[DO THIS]: Reproduce each line that includes the word "Write".

== MATERIAL TO PROCESS

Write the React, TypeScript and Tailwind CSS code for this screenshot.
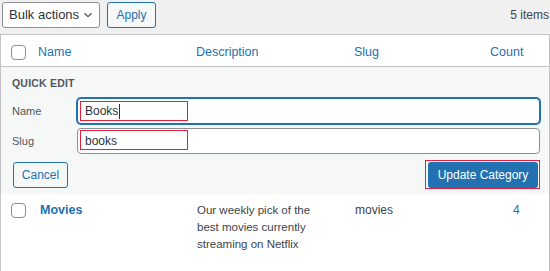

====
== MATERIAL TO PROCESS

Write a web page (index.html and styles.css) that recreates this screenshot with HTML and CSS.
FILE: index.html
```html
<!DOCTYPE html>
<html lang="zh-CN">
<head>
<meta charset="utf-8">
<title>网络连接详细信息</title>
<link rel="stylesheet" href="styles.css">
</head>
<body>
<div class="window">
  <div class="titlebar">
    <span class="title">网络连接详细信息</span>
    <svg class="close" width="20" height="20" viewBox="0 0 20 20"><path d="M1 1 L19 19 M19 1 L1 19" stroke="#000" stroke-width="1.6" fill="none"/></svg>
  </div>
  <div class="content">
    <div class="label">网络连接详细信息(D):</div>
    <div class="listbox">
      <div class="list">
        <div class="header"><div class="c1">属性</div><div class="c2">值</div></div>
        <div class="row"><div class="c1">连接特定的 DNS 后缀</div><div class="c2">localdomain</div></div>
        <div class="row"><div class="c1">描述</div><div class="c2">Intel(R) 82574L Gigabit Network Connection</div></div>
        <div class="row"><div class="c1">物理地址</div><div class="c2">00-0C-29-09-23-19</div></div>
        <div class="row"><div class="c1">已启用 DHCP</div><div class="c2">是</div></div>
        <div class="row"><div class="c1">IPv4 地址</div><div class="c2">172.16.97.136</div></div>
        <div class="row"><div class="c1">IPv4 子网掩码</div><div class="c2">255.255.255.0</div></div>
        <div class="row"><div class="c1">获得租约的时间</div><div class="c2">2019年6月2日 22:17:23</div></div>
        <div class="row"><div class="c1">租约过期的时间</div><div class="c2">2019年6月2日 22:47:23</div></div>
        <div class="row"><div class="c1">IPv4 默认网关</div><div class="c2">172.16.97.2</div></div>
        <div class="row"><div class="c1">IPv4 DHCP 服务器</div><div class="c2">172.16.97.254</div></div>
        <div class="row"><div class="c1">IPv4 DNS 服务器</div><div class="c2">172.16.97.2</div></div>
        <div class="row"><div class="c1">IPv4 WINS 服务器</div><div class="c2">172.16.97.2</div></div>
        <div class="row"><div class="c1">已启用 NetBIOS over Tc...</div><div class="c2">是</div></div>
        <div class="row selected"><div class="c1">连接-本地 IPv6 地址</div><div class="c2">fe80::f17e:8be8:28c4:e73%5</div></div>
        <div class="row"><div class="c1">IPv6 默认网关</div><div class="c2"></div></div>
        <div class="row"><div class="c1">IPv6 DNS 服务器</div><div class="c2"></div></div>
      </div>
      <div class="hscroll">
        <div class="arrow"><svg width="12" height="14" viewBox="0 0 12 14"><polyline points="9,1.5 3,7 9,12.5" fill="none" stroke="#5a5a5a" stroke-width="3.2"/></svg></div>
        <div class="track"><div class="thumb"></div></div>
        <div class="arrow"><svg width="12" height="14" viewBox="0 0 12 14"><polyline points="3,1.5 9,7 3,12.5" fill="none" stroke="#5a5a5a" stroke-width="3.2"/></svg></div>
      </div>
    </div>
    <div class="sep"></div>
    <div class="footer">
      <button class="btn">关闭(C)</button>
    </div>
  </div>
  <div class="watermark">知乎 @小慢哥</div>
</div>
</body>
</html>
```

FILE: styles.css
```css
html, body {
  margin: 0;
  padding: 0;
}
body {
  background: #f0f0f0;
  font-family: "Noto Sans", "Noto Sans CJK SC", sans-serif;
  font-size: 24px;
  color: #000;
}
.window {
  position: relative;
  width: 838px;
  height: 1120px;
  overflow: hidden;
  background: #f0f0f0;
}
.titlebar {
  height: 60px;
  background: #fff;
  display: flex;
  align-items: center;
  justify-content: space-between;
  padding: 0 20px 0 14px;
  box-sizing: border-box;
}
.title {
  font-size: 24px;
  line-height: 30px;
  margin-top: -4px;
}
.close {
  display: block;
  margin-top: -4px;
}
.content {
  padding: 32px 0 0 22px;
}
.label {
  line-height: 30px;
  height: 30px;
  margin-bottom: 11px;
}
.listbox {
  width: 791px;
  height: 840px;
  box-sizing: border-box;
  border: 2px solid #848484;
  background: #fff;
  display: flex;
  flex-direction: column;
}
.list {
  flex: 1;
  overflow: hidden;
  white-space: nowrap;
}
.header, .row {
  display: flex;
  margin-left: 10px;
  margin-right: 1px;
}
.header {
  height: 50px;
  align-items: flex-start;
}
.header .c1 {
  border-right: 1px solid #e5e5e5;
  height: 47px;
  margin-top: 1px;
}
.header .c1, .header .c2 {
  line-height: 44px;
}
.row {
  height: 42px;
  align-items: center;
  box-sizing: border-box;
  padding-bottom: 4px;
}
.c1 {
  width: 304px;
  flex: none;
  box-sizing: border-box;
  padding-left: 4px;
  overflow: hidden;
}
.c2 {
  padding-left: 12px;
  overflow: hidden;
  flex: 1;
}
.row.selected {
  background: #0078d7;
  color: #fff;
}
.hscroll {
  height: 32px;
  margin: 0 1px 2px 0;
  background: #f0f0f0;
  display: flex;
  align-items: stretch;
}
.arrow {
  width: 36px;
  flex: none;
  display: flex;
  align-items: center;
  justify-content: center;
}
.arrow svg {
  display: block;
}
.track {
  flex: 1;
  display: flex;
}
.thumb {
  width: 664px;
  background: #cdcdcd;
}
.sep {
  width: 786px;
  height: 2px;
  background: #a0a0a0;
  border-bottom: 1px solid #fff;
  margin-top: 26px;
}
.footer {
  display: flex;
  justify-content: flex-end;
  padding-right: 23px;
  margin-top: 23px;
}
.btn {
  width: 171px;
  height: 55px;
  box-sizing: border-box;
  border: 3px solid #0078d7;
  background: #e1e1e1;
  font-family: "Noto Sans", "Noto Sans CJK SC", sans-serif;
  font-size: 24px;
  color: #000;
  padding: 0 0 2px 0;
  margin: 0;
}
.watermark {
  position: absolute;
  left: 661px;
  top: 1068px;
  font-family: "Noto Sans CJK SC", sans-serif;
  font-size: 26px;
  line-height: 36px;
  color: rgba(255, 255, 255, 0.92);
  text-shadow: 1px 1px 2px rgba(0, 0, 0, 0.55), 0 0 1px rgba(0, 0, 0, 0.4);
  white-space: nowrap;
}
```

====

[IN RESPONSE]:
Write the React, TypeScript and Tailwind CSS code for this screenshot.
Write a web page (index.html and styles.css) that recreates this screenshot with HTML and CSS.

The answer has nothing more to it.